In advance of Matthew's arrival, the U.S. Federal Emergency Management Agency (FEMA) said it had 444,000 liters of water and more than 513,000 meals, plus thousands of cots and blankets, ready to go out from support bases near the affected coastline.

"The one thing you don't get back during a disaster response is time," FEMA spokesman Rafael Lemaitre said. "Our philosophy is to go big and go early, and we can always scale back when we need to."

Lemaitre said enactment of legislation that enabled FEMA to deploy resources to an area in advance of disaster provided one of the agency's most important reforms after its slow response to Katrina drew wide criticism.

FEMA also began moving early when Superstorm Sandy hit the northeastern United States in 2012 and in this year's flooding in Louisiana, Lemaitre said.

Nonprofit aid groups now follow the same playbook. Save the Children, which works internationally on youth-safety efforts after major disasters, landed in Florida a day ahead of Matthew's arrival.
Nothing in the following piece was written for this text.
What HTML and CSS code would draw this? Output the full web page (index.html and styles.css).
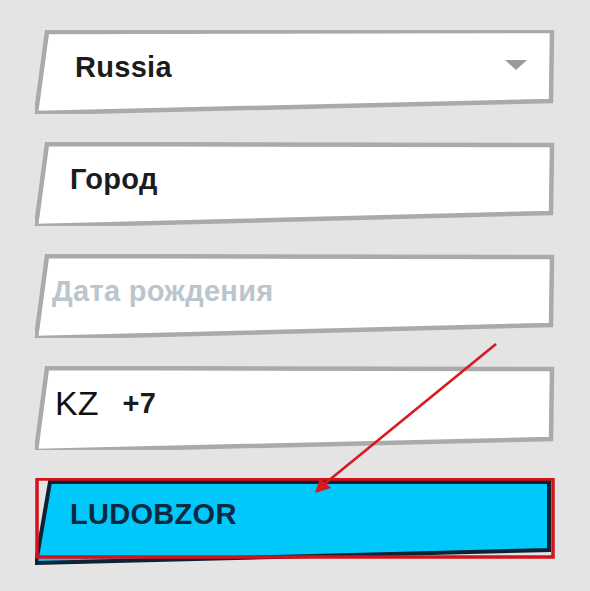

As the storm raked the state's east coast, the group's Florida emergency response team leader, Jeanne-Aimee De Marrais, was driving north right behind it, carrying 80-pound (36 kilo) plastic tubs with toys, games and crafts supplies.

She planned to deposit them at shelters in badly hit areas, aiming to arrive as authorities set up long-term facilities. She said she would advise them to create features like bathrooms designated for families to protect children from potential abuse.

"When Katrina happened, we like most Americans assumed, 'Well, somebody has the children covered. This is America,'" she said.

Yet when she called authorities in the affected states just before Katrina's landfall, none could say where their displaced children would be located. Save the Children went in after the storm.

"We realized there was a critical gap," said De Marrais, now encouraged to see authorities coordinating on behalf of children in Florida and South Carolina. "We're here already."